Now, I would also emphasize that Peter does not preach any kind of predestination to salvation nor damnation to his hearers, nor does he teach them that they were born as sinners (i.e. original sin), nor does he tell them that believers in Jesus Christ will be damned unless they accept that salvation is entirely by faith alone!

When those who believed Peter’s sermon ask “Men and brethren what shall we do?”  Peter tells them to repent and be baptized for the remissions of sins, without going into any long-winded digression about warning them that they should not view repentance nor baptism as in any way related to their salvation in the sense of somehow preceding it or procuring it.
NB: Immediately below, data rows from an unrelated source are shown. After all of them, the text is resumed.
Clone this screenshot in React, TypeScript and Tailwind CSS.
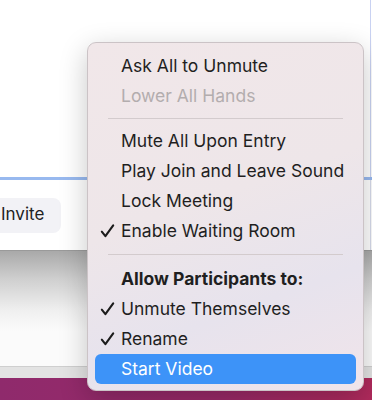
import React from "react";

const Check = () => (
  <svg width="15" height="15" viewBox="0 0 15 15" className="absolute left-[5px] top-1/2 -translate-y-1/2">
    <path d="M1.8 8.2 L5.4 12.6 L13.2 1.8" fill="none" stroke="#1c1c1c" strokeWidth="2.1" strokeLinecap="round" strokeLinejoin="round" />
  </svg>
);

type Item = { label: string; checked?: boolean; disabled?: boolean; bold?: boolean; active?: boolean };

const Row = ({ label, checked, disabled, bold, active }: Item) => (
  <div
    className={
      "relative h-[30px] mx-[7px] rounded-[6px] flex items-center pl-[26px] text-[17.5px] leading-none " +
      (active ? "bg-[#3d93f8] text-white " : "") +
      (disabled ? "text-[#b3adae] " : active ? "" : "text-[#1f1f1f] ") +
      (bold ? "font-bold" : "")
    }
  >
    {checked && <Check />}
    <span>{label}</span>
  </div>
);

const Sep = ({ h, top }: { h: string; top: string }) => (
  <div className={h + " relative"}>
    <div className={"absolute left-[20px] right-[20px] h-px bg-[#d3cbcd] " + top} />
  </div>
);

export default function App() {
  return (
    <div
      className="relative w-[372px] h-[400px] overflow-hidden bg-white"
      style={{ fontFamily: "Inter, 'Liberation Sans', sans-serif" }}
    >
      {/* background windows */}
      <div className="flex flex-col w-full h-full">
        <div className="w-[371px] h-[177px] bg-white border-r border-[#c9d2f2]" />
        <div className="w-full h-[3px] bg-[#98b9ef]" />
        <div className="w-[371px] h-[70px] bg-white border-r border-[#d8dcec] flex items-center">
          <div className="ml-[-20px] w-[81px] h-[35px] rounded-[8px] bg-[#f2f2f6] flex items-center pl-[21px] text-[17px] text-[#222222]">
            Invite
          </div>
        </div>
        <div className="w-full h-px bg-[#9a9a9a]" />
        <div className="w-full h-[80px] bg-[linear-gradient(180deg,#a9a9a9_0%,#cfcfcf_35%,#f0f0f0_75%,#fbfbfb_100%)]" />
        <div className="w-full h-[35px] bg-[#fbfbfb]" />
        <div className="w-full h-px bg-[#cfcfcf]" />
        <div className="w-full h-[11px] bg-[#e3e3e3]" />
        <div className="w-full flex-1 bg-[linear-gradient(90deg,#8f2a6c_0%,#9a2a68_60%,#b02a5c_100%)]" />
      </div>

      {/* menu */}
      <div className="absolute left-[87px] top-[42px] w-[277px] h-[349px] rounded-[9px] border border-[#cbc3c6] shadow-[0_8px_28px_rgba(0,0,0,0.22)] bg-[linear-gradient(160deg,#f1e7e9_0%,#eee6e9_45%,#e7e3ed_72%,#f0e4ea_100%)] pt-[8px] flex flex-col">
        <Row label="Ask All to Unmute" />
        <Row label="Lower All Hands" disabled />
        <Sep h="h-[15px]" top="top-[7px]" />
        <Row label="Mute All Upon Entry" />
        <Row label="Play Join and Leave Sound" />
        <Row label="Lock Meeting" />
        <Row label="Enable Waiting Room" checked />
        <Sep h="h-[18px]" top="top-[8px]" />
        <Row label="Allow Participants to:" bold />
        <Row label="Unmute Themselves" checked />
        <Row label="Rename" checked />
        <Row label="Start Video" active />
      </div>
    </div>
  );
}
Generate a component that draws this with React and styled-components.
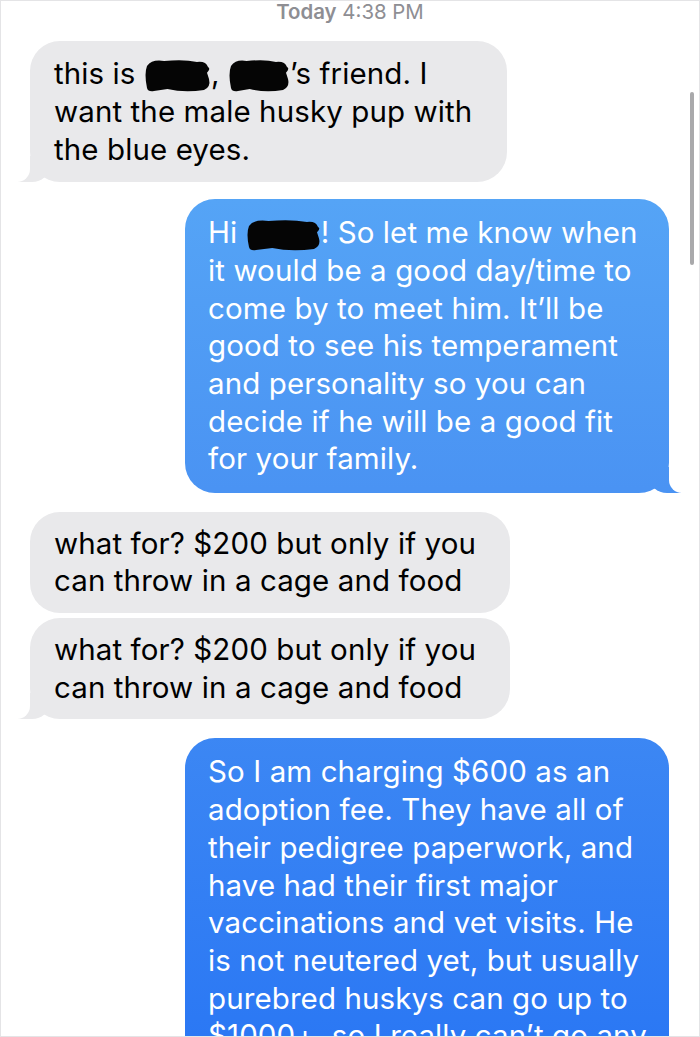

He teaches them no theory–nor do any of the speeches in Acts teach any theory–to the effect that salvation is by faith alone and that all obedience to Christ is excluded from the process of salvation.  Yet, somehow, he still is able in Acts 15 to show that gentiles need not be circumcised nor keep the ritual of the Law of Moses.  He is able (unlike the moronic “Paul” of the epistles) to teach that gentiles are not required to keep the ritual law, without accidentally teaching that obedience to Christ (in things such as repentance, baptism, moral living) is either unnecessary or undesirable.

Just think about it.

Disclaimer: In all of this I should add, I have given my own opinion. The church which I attend believes in inerrancy and the plenary inspiration of the whole canon, including Paul (unfortunately). Yet somehow they still muster up the sense to reject the doctrines of original sin and predestination, and of faith alonism.